You might be able get the host to respond on behalf of the containers using the AWS ip’s by using proxy-arp and some interface routes internally on the hosts bridge.

You need to enable proxy-arp in sysctl on the interface in question. e.g.
echo 1 > /proc/sys/net/ipv4/conf/eth0/proxy_arp

Give the container the new IP address you want to use which Amazon gave you:
e.g. 10.170.10.100/24

then on the container as it will be in the wrong subnet, create an interface route to get out via the lxd bridge, in my case the lxd bridge gw is 10.132.125.1

ip route add 10.132.125.1/32 dev eth0 (this enables connectivity to the gateway even thought its on the wrong subnet.)

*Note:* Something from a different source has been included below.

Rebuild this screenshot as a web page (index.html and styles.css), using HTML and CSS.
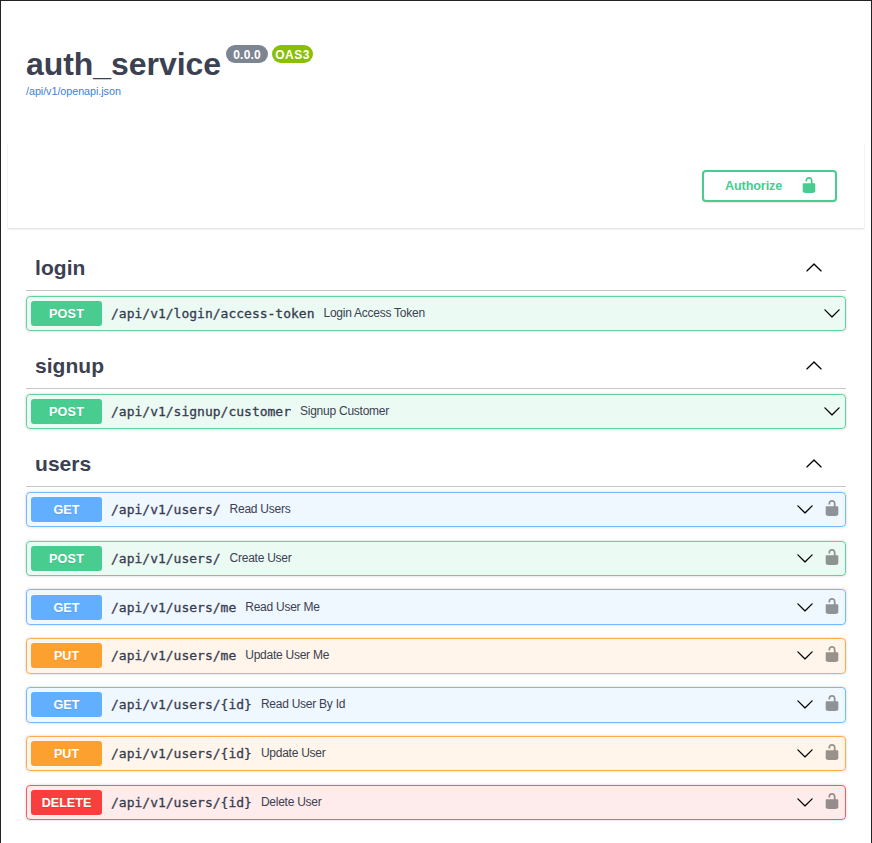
FILE: index.html
```html
<!DOCTYPE html>
<html lang="en">
<head>
<meta charset="utf-8">
<title>auth_service</title>
<link rel="stylesheet" href="styles.css">
</head>
<body>
<svg class="defs" width="0" height="0">
  <symbol id="unlocked" viewBox="0 0 20 20"><path d="M15.8 8H14V5.6C14 2.703 12.665 1 10 1 7.334 1 6 2.703 6 5.6V6h2v-.801C8 3.754 8.797 3 10 3c1.203 0 2 .754 2 2.199V8H4c-.553 0-1 .646-1 1.199V17c0 .549.428 1.139.951 1.307l1.197.387C5.672 18.861 6.55 19 7.1 19h5.8c.549 0 1.428-.139 1.951-.307l1.196-.387c.524-.167.953-.757.953-1.306V9.199C17 8.646 16.352 8 15.8 8z"/></symbol>
  <symbol id="up" viewBox="0 0 20 20"><path d="M 17.418 14.908 C 17.69 15.176 18.127 15.176 18.397 14.908 C 18.667 14.64 18.668 14.207 18.397 13.939 L 10.489 6.109 C 10.219 5.841 9.782 5.841 9.51 6.109 L 1.602 13.939 C 1.332 14.207 1.332 14.64 1.602 14.908 C 1.873 15.176 2.311 15.176 2.581 14.908 L 10 7.767 L 17.418 14.908 Z"/></symbol>
  <symbol id="down" viewBox="0 0 20 20"><path d="M17.418 6.109c.272-.268.709-.268.979 0s.271.701 0 .969l-7.908 7.83c-.27.268-.707.268-.979 0l-7.908-7.83c-.27-.268-.27-.701 0-.969.271-.268.709-.268.979 0L10 13.25l7.418-7.141z"/></symbol>
</svg>
<div class="page">
  <header class="info">
    <div class="title-row">
      <h1>auth_service</h1>
      <span class="badge version">0.0.0</span>
      <span class="badge oas">OAS3</span>
    </div>
    <a class="spec">/api/v1/openapi.json</a>
  </header>
  <section class="scheme">
    <button class="authorize"><span>Authorize</span><svg><use href="#unlocked"/></svg></button>
  </section>
  <main>
    <section class="tag">
      <h2><span>login</span><svg><use href="#up"/></svg></h2>
      <div class="op post"><b class="method">POST</b><code>/api/v1/login/access-token</code><span class="summary">Login Access Token</span><svg class="arrow"><use href="#down"/></svg></div>
    </section>
    <section class="tag">
      <h2><span>signup</span><svg><use href="#up"/></svg></h2>
      <div class="op post"><b class="method">POST</b><code>/api/v1/signup/customer</code><span class="summary">Signup Customer</span><svg class="arrow"><use href="#down"/></svg></div>
    </section>
    <section class="tag">
      <h2><span>users</span><svg><use href="#up"/></svg></h2>
      <div class="op get"><b class="method">GET</b><code>/api/v1/users/</code><span class="summary">Read Users</span><svg class="arrow"><use href="#down"/></svg><svg class="lock"><use href="#unlocked"/></svg></div>
      <div class="op post"><b class="method">POST</b><code>/api/v1/users/</code><span class="summary">Create User</span><svg class="arrow"><use href="#down"/></svg><svg class="lock"><use href="#unlocked"/></svg></div>
      <div class="op get"><b class="method">GET</b><code>/api/v1/users/me</code><span class="summary">Read User Me</span><svg class="arrow"><use href="#down"/></svg><svg class="lock"><use href="#unlocked"/></svg></div>
      <div class="op put"><b class="method">PUT</b><code>/api/v1/users/me</code><span class="summary">Update User Me</span><svg class="arrow"><use href="#down"/></svg><svg class="lock"><use href="#unlocked"/></svg></div>
      <div class="op get"><b class="method">GET</b><code>/api/v1/users/{id}</code><span class="summary">Read User By Id</span><svg class="arrow"><use href="#down"/></svg><svg class="lock"><use href="#unlocked"/></svg></div>
      <div class="op put"><b class="method">PUT</b><code>/api/v1/users/{id}</code><span class="summary">Update User</span><svg class="arrow"><use href="#down"/></svg><svg class="lock"><use href="#unlocked"/></svg></div>
      <div class="op delete"><b class="method">DELETE</b><code>/api/v1/users/{id}</code><span class="summary">Delete User</span><svg class="arrow"><use href="#down"/></svg><svg class="lock"><use href="#unlocked"/></svg></div>
    </section>
  </main>
</div>
</body>
</html>
```
FILE: styles.css
```css
* { box-sizing: border-box; }
body { margin: 0; background: #fff; color: #3b4151; font-family: "Liberation Sans", Arial, sans-serif; }
.defs { position: absolute; }
.page { height: 843px; overflow: hidden; border: 1px solid #222; border-bottom: 0; padding: 0 7px; }
.info { height: 142px; padding: 44px 18px 0; }
.title-row { display: flex; align-items: flex-start; height: 38px; }
h1 { margin: 0; font-size: 32px; line-height: 38px; letter-spacing: -.05px; }
.badge { height: 18px; border-radius: 9px; color: #fff; font-size: 12px; font-weight: bold; line-height: 20px; text-align: center; }
.version { width: 42px; margin-left: 5px; background: #7d8492; letter-spacing: .2px; }
.oas { width: 41px; margin-left: 4px; background: #89bf04; letter-spacing: .5px; }
.spec { display: block; margin-top: 2px; font-size: 10.8px; line-height: 13px; letter-spacing: -.06px; color: #4080d8; }
.scheme { display: flex; justify-content: flex-end; height: 85px; padding: 26.5px 27px 0; box-shadow: 0 1px 2px rgba(0,0,0,.15); }
.authorize { display: flex; align-items: center; justify-content: space-between; width: 135px; height: 32px; padding: 0 17px 0 21px; border: 2px solid #49cc90; border-radius: 4px; background: transparent; box-shadow: 0 1px 2px rgba(0,0,0,.1); color: #49cc90; font: bold 12.6px "Liberation Sans", sans-serif; letter-spacing: -.1px; }
.authorize svg { width: 18px; height: 18px; margin-bottom: 1px; fill: #49cc90; }
main { padding: 18.7px 18px 0; }
h2 { display: flex; align-items: center; justify-content: space-between; height: 44.8px; margin: 0 0 4.4px; padding: 0 23px 1px 9px; border-bottom: 1px solid rgba(59,65,81,.3); font-size: 21px; line-height: 24px; letter-spacing: .05px; }
h2 svg { width: 18px; height: 18px; margin-bottom: 3px; }
.op { display: flex; align-items: center; height: 35.6px; margin-bottom: 13.2px; padding: 0 4px; border: 1px solid; border-radius: 4px; box-shadow: 0 0 3px rgba(0,0,0,.19); }
.method { width: 71px; height: 25px; border-radius: 3px; color: #fff; font-size: 12.6px; line-height: 26px; text-align: center; text-shadow: 0 1px 0 rgba(0,0,0,.1); }
.post .method { letter-spacing: .2px; }
code { margin-left: 9px; font: 13px "DejaVu Sans Mono", monospace; -webkit-text-stroke: .3px #30364a; }
.summary { margin: 0 0 1px 9px; font-size: 12px; letter-spacing: -.25px; }
.arrow { width: 18px; height: 18px; margin: 0 0 1px auto; }
.lock { width: 18px; height: 18px; margin: 0 0 3px 9px; opacity: .4; }
.post { border-color: #60d29e; background: rgba(73,204,144,.1); }
.get { border-color: #75b9fe; background: rgba(97,175,254,.1); }
.put { border-color: #fcad4b; background: rgba(252,161,48,.1); }
.delete { border-color: #f95c5c; background: rgba(249,62,62,.1); }
.post .method { background: #49cc90; }
.get .method { background: #61affe; }
.put .method { background: #fca130; }
.delete .method { background: #f93e3e; }
```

now add a default route via the gateway above (this is like a recursive lookup)
ip route add 0.0.0.0/0 10.132.125.1

on the container host, create a /32 host route for the AWS ip to go internally via the lxd bridge:
ip route add 10.170.10.100/32 via dev lxdbr0

I’ve done this but not in pub cloud so theres a good chance it will not work as some things just don’t work in public cloud as your bound to the strict rules of their overlay networking. As stated, broadcasts just don’t exist in the usual sense. Not sure about the ARP side.

other options would be to just nat containers on egress of the host and port forward traffic in through the host, or forward the traffic to an internal haproxy container which then forwards tcp connections or http on to the containers.

You could also run tunnels between the aws vms and create an overlay within their overlay, using vxlan, ipsec tunnels, fan bridges etc, but you would likely have to nat on egress to get to the outside world. You may have issues with mtu though .

edit: to say I think you can route to your internal lxd ranges if needed but you have to modify the routing tables in AWS to say the next hop for your lxdbrX network is via VM1 or whatever, also you have to disable “enable source dest check” (source / destination routing verification , otherwise it drops the traffic)


#8

Hi @Skaperen & @bodleytunes,

Thanks again for those information given. I will certainly test and see if all this will works and hope it can bring changes to leverage on cost and managing the environment better for me on this AWS.